Tadic was referring to two different issues that burden Serbia. One is the slow reconciliation process, burdened by the shadow of atrocities against non-Serbs that left about 150,000 dead. The fact that Mladic had escaped arrest for 16 years limited reconciliation.
The other is Serbia’s ambition of EU membership since the toppling of the warmongering regime of Slobodan Milosevic in 2000.
“Now we see Serbia opening doors in two directions with the arrest of Mladic,” professor of international law Vojin Dimitrijevic told IPS. “One is the badly needed reconciliation, if the region wants to move further. The other is the EU membership prospect. One can only salute such developments.”

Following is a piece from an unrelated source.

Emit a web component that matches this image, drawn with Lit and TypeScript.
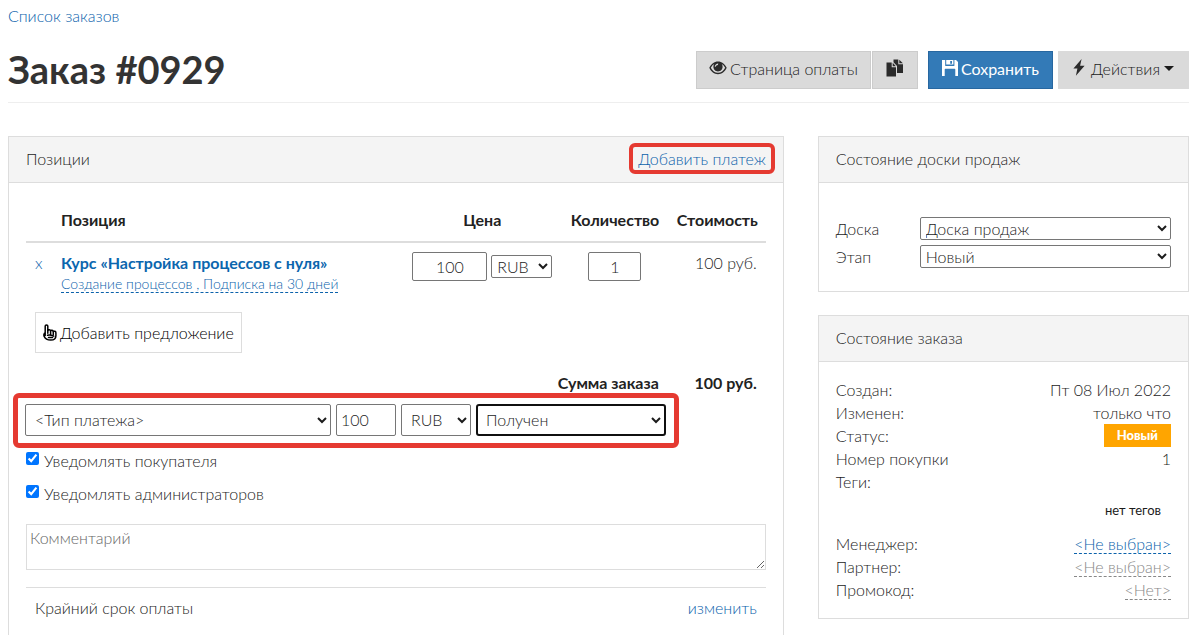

Leading human rights activist in Serbia Natasa Kandic says the arrest of Mladic is “one of the most important historic, political and judicial events in the recent past.
“There has been no more important event than this,” Kandic told IPS. “The fact that the President has announced it, that he said he was proud of it, speaks about its significance. This will open the doors for reconciliation, the message that supports justice and need for justice among families of victims.”
Kandic believes the arrest will have a long-term effect in changing relations between Bosnia, Croatia and Serbia.
Security analyst Zoran Dragisic says the arrest of Mladic had been expected. “It happened at the almost calculated right time – when the EU said Serbia cannot join the EU without Mladic being sent to The Hague, and when the chief prosecutor Serge Brammertz said his report on Serbia’s cooperation with the ICTY was negative.
“But if Mladic decides to testify before the tribunal, maybe we’ll hear some different views and descriptions of wars,” he told IPS.
Croatian analyst Zarko Puhovski says the developments after the arrest of Mladic will mean a different political position for Serbia. In an interview with the B92 radio and TV station, Puhovski said that “Serbia obtained many positive points” and that “Tadic has enforced his influence in the region.
“Croatia is due to join the EU in 2013, and after that Serbia will become the leader here in the region,” Puhovski said. “The arrest of Mladic removes so many obstacles in relations between nations here.”
But the arrest of Mladic brought no joy to Serbian nationalists, who still regard Mladic as a war hero who defended Serbs in Bosnia.
Commenting on possible protests by such nationalists, Tadic said “everything will be done in order for Serbia to remain a stable country.”